Local Practice Matters
Turning to Austria, we always have an uphill battle, as evidenced by the age-old, well-known conversation between a law professor and his student. The professor asks his students, “What is a temporary restraining order?” One of the students, after a moment’s reflection, replies, “Denied, Professor.”
The Austrian courts are internationally renowned for their reluctance to award interim injunctions. The statutory hurdles set up by the Austrian Execution of Judgments Act are relatively high. This situation is then compounded by the restrictive jurisprudence of the Austrian courts. For this reason, litigators seeking to use “interim measures” on behalf of potential victims to avoid losing out when debtors attempt to conceal assets often fail in their quest to obtain legal protection; particularly frustrating is the fact that they have little chance of challenging incorrect or insufficient court decisions.
A Case from Real Life
This is illustrated by the following actual case, in which the evidence was actually more favourable to the creditor than in the usual situation.
K-GmbH, a borrower headquartered in Lower Austria, owes B-AG, a Ukrainian bank, roughly €7 million under an investment loan. Without any prior warning, K suddenly ceases making required repayments. B, in accord with their agreement, calls the loan and demands repayment.
However, B’s contacts at K have gone underground. Simultaneously, newspaper reports are flying around that speak of the arrest of K’s Belarusian managing director. B thereupon secures an enforceable judgment against K-GmbH, in line with an arbitration clause in the credit agreement.
The only (unencumbered) assets of K known to B are a property K owns in Austria. Therefore, prior to the conclusion of the arbitration proceedings, B considers attaching the property by an injunction on sale. The sudden, serious default in payment, the sudden disappearance of the persons in charge at K and the disturbing arrest of the managing director give rise to fears that K finds itself in very serious problems of liquidity, and might therefore sell the property to raise cash.
In Austria, the chances of a creditor obtaining an interim injunction in circumstances like these are slim to none. The court costs in the case are daunting, at €22,000, and thus the decision-makers at B hesitate.
Changes on the Land Registry
As B continues to reflect, and while the arbitration is still going on, there becomes a changed status of the property on the land registry: a priority notice is recorded for an intended sale. Now, there is an imminent risk of harm, because it is obvious that there are specific intentions to sell the property. One might expect an interim injunction to be issued immediately.
And yet, the District Court did not regard the risk of harm to be sufficient in this case. In the court’s own words, “the temporal link between the respondent’s cessation of payments and the recordation of the priority notice of sale might indicate that the intention was to sell the property in order to continue paying off the loan.”

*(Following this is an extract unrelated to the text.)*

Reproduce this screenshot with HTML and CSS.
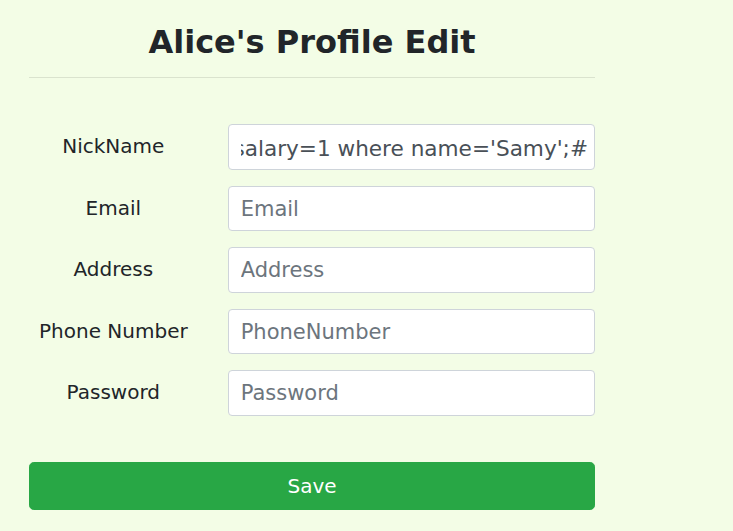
FILE: index.html
```html
<!DOCTYPE html>
<html lang="en">
<head>
<meta charset="utf-8">
<title>Alice's Profile Edit</title>
<link rel="stylesheet" href="styles.css">
</head>
<body>
<main class="page">
  <h2 class="title">Alice's Profile Edit</h2>
  <hr class="rule">
  <form class="form">
    <div class="row">
      <label class="label" for="nick">NickName</label>
      <div class="field filled" id="nick"><div class="clip"><span class="value">', salary=1 where name='Samy';#</span></div></div>
    </div>
    <div class="row">
      <label class="label" for="email">Email</label>
      <input class="field" id="email" type="text" placeholder="Email">
    </div>
    <div class="row">
      <label class="label" for="address">Address</label>
      <input class="field" id="address" type="text" placeholder="Address">
    </div>
    <div class="row">
      <label class="label" for="phone">Phone Number</label>
      <input class="field" id="phone" type="text" placeholder="PhoneNumber">
    </div>
    <div class="row">
      <label class="label" for="pwd">Password</label>
      <input class="field" id="pwd" type="password" placeholder="Password">
    </div>
    <button class="save" type="button">Save</button>
  </form>
</main>
</body>
</html>
```

FILE: styles.css
```css
* { box-sizing: border-box; }

html, body {
  margin: 0;
  padding: 0;
  background: #f3fde6;
}

body {
  font-family: "DejaVu Sans", sans-serif;
  color: #212529;
}

.page {
  width: 566px;
  margin-left: 29px;
  padding-top: 23px;
}

.title {
  margin: 0;
  font-size: 32px;
  line-height: 1.2;
  font-weight: 700;
  text-align: center;
  color: #212529;
}

.rule {
  margin: 16px 0 0;
  border: 0;
  border-top: 1px solid rgba(0, 0, 0, 0.1);
  height: 0;
}

.form {
  display: flex;
  flex-direction: column;
  gap: 16px;
  padding-top: 46px;
}

.row {
  display: grid;
  grid-template-columns: 168.67px minmax(0, 1fr);
  column-gap: 30px;
  align-items: center;
}

.label {
  font-size: 20px;
  line-height: 30px;
  text-align: center;
  color: #212529;
  margin-top: -2px;
}

.field {
  display: block;
  width: 100%;
  min-width: 0;
  height: 45.5px;
  margin: 0;
  padding: 6px 12px;
  font-family: "DejaVu Sans", sans-serif;
  font-size: 21px;
  line-height: 1.5;
  color: #495057;
  background: #fff;
  border: 1px solid #ced4da;
  border-radius: 4px;
  outline: none;
}

.field::placeholder {
  color: #6c757d;
  opacity: 1;
}

.field.filled {
  padding: 8px 6px 4px 12px;
  font-size: 21.6px;
}

.clip {
  display: flex;
  justify-content: flex-end;
  overflow: hidden;
  white-space: nowrap;
  height: 100%;
  min-width: 0;
}

.value {
  flex: none;
}

.save {
  margin-top: 30px;
  width: 100%;
  height: 48px;
  padding: 8px 16px;
  font-family: "DejaVu Sans", sans-serif;
  font-size: 20px;
  line-height: 1.5;
  color: #fff;
  background: #28a745;
  border: 1px solid #28a745;
  border-radius: 4.8px;
  cursor: pointer;
}
```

The court denied the grant of interim measures, because it found that the creditor had failed to demonstrate good cause for measures of attachment. The regional court, the appellate court in the case – to which B paid a further €33,000, flat-rate court fee in order to obtain correction of the lower court’s decision – did nothing more than confirm the decision of the court of first instance.
Sold to the Parent Company
B had thus reached the end of the line in the Austrian courts. K was now able to freely dispose of the property. After the arbitration award was issued in favour of the claimants, and the claimant was about to enforce the award by realising on the property, K immediately sold the property to its own parent company in accordance with the priority notice.
Of course, no purchase price was ever actually paid. The property changed owners, and yet no money changed hands. The debtor had frustrated enforcement of the arbitral award, and it had succeeded in doing so in full view of the Austrian courts.
Criminal Law Comes to the Rescue
In addition to a possible claim against the judicial authorities for a manifestly incorrect decision, and a claim in nullity proceedings under civil law to set the sale aside, asset tracing lawyers also have the more robust tools provided by resort to criminal law at their disposal. It is particularly worth noting that the criminal authorities can also order a freeze of assets to secure claims under civil law. Sec. 115 of the Code of Criminal Procedure has shown itself to be a highly effective legal tool – as it became in this particular case.
Only a few days after the filing of the criminal report for the offence of intentional evasion of judicial enforcement, the criminal authorities seized the property from the parent company. The regional court with criminal jurisdiction, which had refused interim measures when seized with the matter in a civil law capacity, acted with alacrity in approving the seizure in the criminal action. Subsequently, the Office of Public Prosecutor also set aside the next priority notice, because the debtors were already preparing for the next sale.
The criminal actions would never have gone past the attempt stage if the civil courts which had been seized with the matter had permitted attachment of the property. It would not have been necessary to involve the criminal courts or prosecutors at all, and the judicial resources would have operated efficiently at that stage, as one might reasonably expect when paying €55,000 in court fees.
When held up to international standards, the fact that it ultimately became necessary to deploy the full force of the criminal law and authorities certainly does not cast a favourable light on the efficacy of Austrian civil courts in the realm of interim injunctions.
Asset tracing specialists and creditors at home or abroad have a justified, hopeful, expectation that the jurisprudence of the Austrian civil courts will improve. One can only hope.